* _Materials provided_:
/---
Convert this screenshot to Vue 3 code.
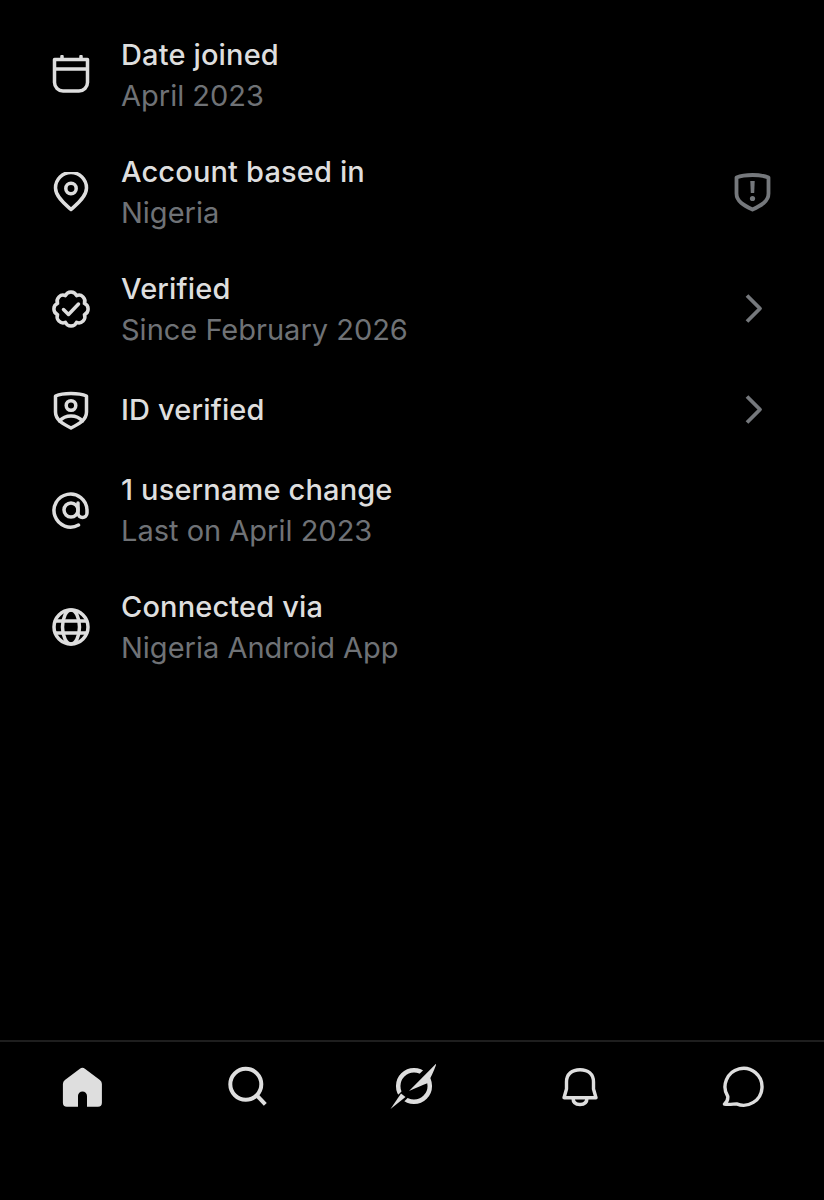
<script setup>
const rows = [
  { key: 'cal', title: 'Date joined', sub: 'April 2023' },
  { key: 'pin', title: 'Account based in', sub: 'Nigeria', right: 'shield' },
  { key: 'check', title: 'Verified', sub: 'Since February 2026', right: 'chev' },
  { key: 'id', title: 'ID verified', right: 'chev' },
  { key: 'at', title: '1 username change', sub: 'Last on April 2023' },
  { key: 'globe', title: 'Connected via', sub: 'Nigeria Android App' },
]
</script>

<template>
  <div class="page">
    <main class="list">
      <div v-for="r in rows" :key="r.key" class="row">
        <svg class="icon" viewBox="0 0 40 40" width="40" height="40">
          <g v-if="r.key === 'cal'">
            <path d="M3.500 4.500h33v23a8.500 8.500 0 0 1-8.500 8.500H12a8.500 8.500 0 0 1-8.500-8.500zM3.500 14h33M11 1.500v3M30 1.500v3" />
          </g>
          <g v-else-if="r.key === 'pin'">
            <path d="M20 37.500C15 33 4.500 25 4.500 16a15.500 15.500 0 0 1 31 0c0 9-10.500 17-15.500 21.500z" />
            <circle cx="20" cy="16.500" r="5.200" />
          </g>
          <g v-else-if="r.key === 'check'">
            <path d="M33.400 14.450A6 6 0 0 1 33.400 25.550A6 6 0 0 1 25.550 33.400A6 6 0 0 1 14.450 33.400A6 6 0 0 1 6.600 25.550A6 6 0 0 1 6.600 14.450A6 6 0 0 1 14.450 6.600A6 6 0 0 1 25.550 6.600A6 6 0 0 1 33.400 14.450z" />
            <path d="M12.500 20.500l5 5 10-10.500" />
          </g>
          <g v-else-if="r.key === 'id'">
            <path d="M4.500 6C9 4 14 3.500 20 3.500S31 4 35.500 6v16c0 8-7.500 12-15.500 16C12 34 4.500 30 4.500 22z" />
            <circle cx="20" cy="15.500" r="4.800" />
            <path d="M8.500 31C12 27 16 26 20 26s8 1 11.500 5" />
          </g>
          <g v-else-if="r.key === 'at'">
            <circle cx="20" cy="20" r="7" />
            <path d="M27 13v10a4.500 4.500 0 0 0 9 0v-3A16.500 16.500 0 1 0 27.500 35" />
          </g>
          <g v-else>
            <circle cx="20" cy="20" r="17" />
            <ellipse cx="20" cy="20" rx="8.500" ry="17" />
            <path d="M4.500 14h31M4.500 26h31" />
          </g>
        </svg>
        <div class="text">
          <div class="title">{{ r.title }}</div>
          <div v-if="r.sub" class="sub">{{ r.sub }}</div>
        </div>
        <svg v-if="r.right === 'shield'" class="side" viewBox="0 0 40 40" width="40" height="40">
          <path class="thick" d="M4.500 5.500C9.500 3.500 14.500 3 20.500 3s11 .5 16 2.500v16c0 8-7.500 12-16 16-8.500-4-16-8-16-16z" />
          <path class="bar" d="M18.300 9h4.400l-.5 12h-3.400z" />
          <circle class="dot" cx="20.500" cy="26.500" r="2.600" />
        </svg>
        <svg v-else-if="r.right === 'chev'" class="side" viewBox="0 0 40 40" width="40" height="40">
          <path class="thick" d="M15 6.500l13 13-13 13" />
        </svg>
      </div>
    </main>

    <nav class="nav">
      <div class="cell">
        <svg viewBox="0 0 48 48" width="48" height="48">
          <path class="fill" fill-rule="evenodd" d="M21.900 5.800a4 4 0 0 1 5 0L41.900 17a5 5 0 0 1 2 4v18.700a4 4 0 0 1-4 4H29V33a4.500 4.500 0 0 0-9 0v10.700H8.900a4 4 0 0 1-4-4V21a5 5 0 0 1 2-4z" />
        </svg>
      </div>
      <div class="cell">
        <svg viewBox="0 0 48 48" width="48" height="48">
          <circle class="line" cx="22.800" cy="21.300" r="15.500" />
          <path class="line" d="M33.800 32.300l8.500 9" />
        </svg>
      </div>
      <div class="cell">
        <svg viewBox="0 0 48 48" width="48" height="48">
          <circle class="line wide" cx="26" cy="23" r="15.800" />
          <path class="gap" d="M48.500 .500L2 46" />
          <path class="fill" d="M48.700 0L21 28C28 25 34 22 40 20 43 14 46 8 48.700 0z" />
          <path class="fill" d="M2.500 46L13 30.500 17.500 34z" />
        </svg>
      </div>
      <div class="cell">
        <svg viewBox="0 0 48 48" width="48" height="48">
          <path class="line thin" d="M11 34.700h32L40.500 26v-7C40.500 11 35 6.700 27 6.700S13.500 11 13.500 19v7zM20 35c0 4.500 3 6.500 7 6.500s7-2 7-6.500" />
        </svg>
      </div>
      <div class="cell">
        <svg viewBox="0 0 48 48" width="48" height="48">
          <path class="line thin" d="M6.500 41C9 39 10 36.500 9.800 33.500A18.500 18.500 0 1 1 18.600 40.900C15 41 10 42 6.500 41z" />
        </svg>
      </div>
    </nav>
  </div>
</template>

<style>
html, body { margin: 0; background: #000; }
</style>

<style scoped>
.page {
  width: 824px;
  height: 1200px;
  background: #000;
  display: flex;
  flex-direction: column;
  font-family: Inter, "Liberation Sans", sans-serif;
  overflow: hidden;
}
.list {
  flex: 1;
  padding: 34px 0 0 51px;
  display: flex;
  flex-direction: column;
  gap: 35px;
}
.row {
  display: flex;
  align-items: center;
  min-height: 49px;
  padding-right: 52px;
}
.icon { flex: none; }
.icon path, .icon circle, .icon ellipse {
  fill: none;
  stroke: #dedede;
  stroke-width: 3.500;
  stroke-linejoin: round;
  stroke-linecap: round;
}
.text { flex: 1; margin-left: 30px; }
.title {
  font-size: 29px;
  line-height: 41px;
  font-weight: 500;
  color: #dedede;
  letter-spacing: 0.15px;
}
.sub {
  font-size: 29px;
  line-height: 41px;
  font-weight: 400;
  color: #6f7276;
  letter-spacing: 0;
}
.side { flex: none; }
.thick {
  fill: none;
  stroke: #75787c;
  stroke-width: 3.800;
  stroke-linejoin: round;
}
.bar, .dot { fill: #75787c; }
.nav {
  flex: none;
  height: 160px;
  box-sizing: border-box;
  border-top: 2px solid #1e1e1e;
  display: grid;
  grid-template-columns: repeat(5, 1fr);
  align-items: start;
  padding-top: 21px;
}
.cell { display: flex; justify-content: center; }
.fill { fill: #dedede; }
.line {
  fill: none;
  stroke: #dedede;
  stroke-width: 4;
  stroke-linejoin: round;
}
.line.thin { stroke-width: 3.400; }
.line.wide { stroke-width: 4.500; }
.gap { stroke: #000; stroke-width: 9; fill: none; }
</style>
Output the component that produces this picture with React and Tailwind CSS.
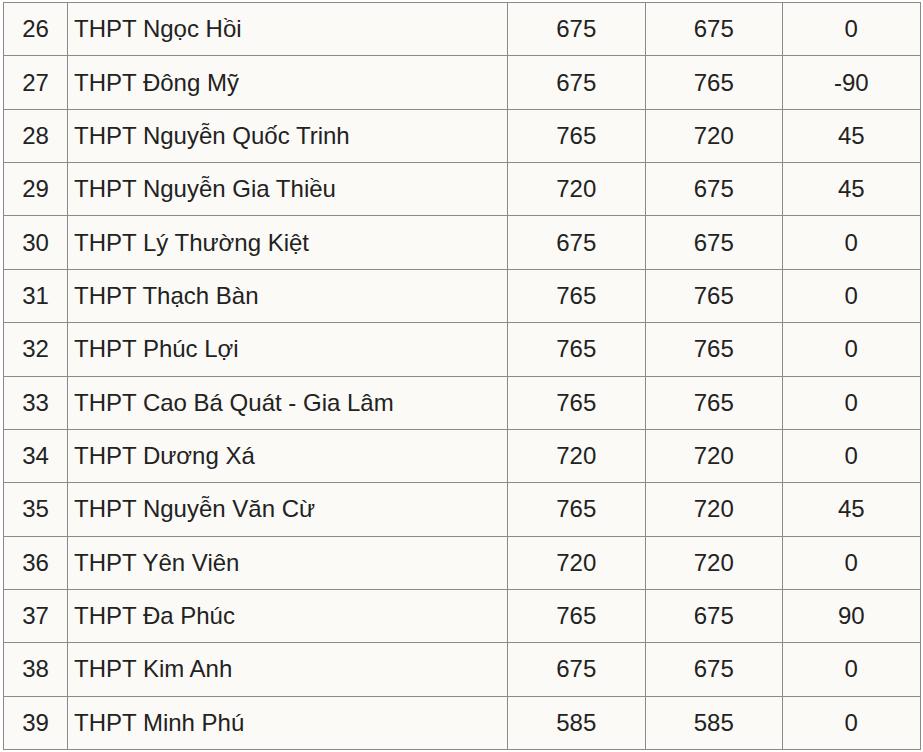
import React from "react";

const rows = [
  [26, "THPT Ngọc Hồi", 675, 675, "0"],
  [27, "THPT Đông Mỹ", 675, 765, "-90"],
  [28, "THPT Nguyễn Quốc Trinh", 765, 720, "45"],
  [29, "THPT Nguyễn Gia Thiều", 720, 675, "45"],
  [30, "THPT Lý Thường Kiệt", 675, 675, "0"],
  [31, "THPT Thạch Bàn", 765, 765, "0"],
  [32, "THPT Phúc Lợi", 765, 765, "0"],
  [33, "THPT Cao Bá Quát - Gia Lâm", 765, 765, "0"],
  [34, "THPT Dương Xá", 720, 720, "0"],
  [35, "THPT Nguyễn Văn Cừ", 765, 720, "45"],
  [36, "THPT Yên Viên", 720, 720, "0"],
  [37, "THPT Đa Phúc", 765, 675, "90"],
  [38, "THPT Kim Anh", 675, 675, "0"],
  [39, "THPT Minh Phú", 585, 585, "0"],
];

const App = () => {
  return (
    <div className="min-h-screen bg-white pl-[3px] pt-[2px] font-['Liberation_Sans',Arial,sans-serif]">
      <table className="border-collapse bg-[#fbfaf7] text-[24px] text-[#222]">
        <tbody>
          {rows.map((r) => (
            <tr key={r[0]} className="h-[53.36px]">
              <td className="w-[64px] border border-[#8a8a8a] text-center p-0">{r[0]}</td>
              <td className="w-[440px] border border-[#8a8a8a] p-0 pl-[6px]">{r[1]}</td>
              <td className="w-[137.5px] border border-[#8a8a8a] text-center p-0">{r[2]}</td>
              <td className="w-[137.5px] border border-[#8a8a8a] text-center p-0">{r[3]}</td>
              <td className="w-[137.5px] border border-[#8a8a8a] text-center p-0">{r[4]}</td>
            </tr>
          ))}
        </tbody>
      </table>
    </div>
  );
};

export default App;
\---
* _What the task requires_: Copy exactly the part of the material above that opens with the line containing "Output the component" and closes with the line containing "import React from", ends included. Drop the images.

* _Solution to this exercise_:
Output the component that produces this picture with React and Tailwind CSS.
import React from "react";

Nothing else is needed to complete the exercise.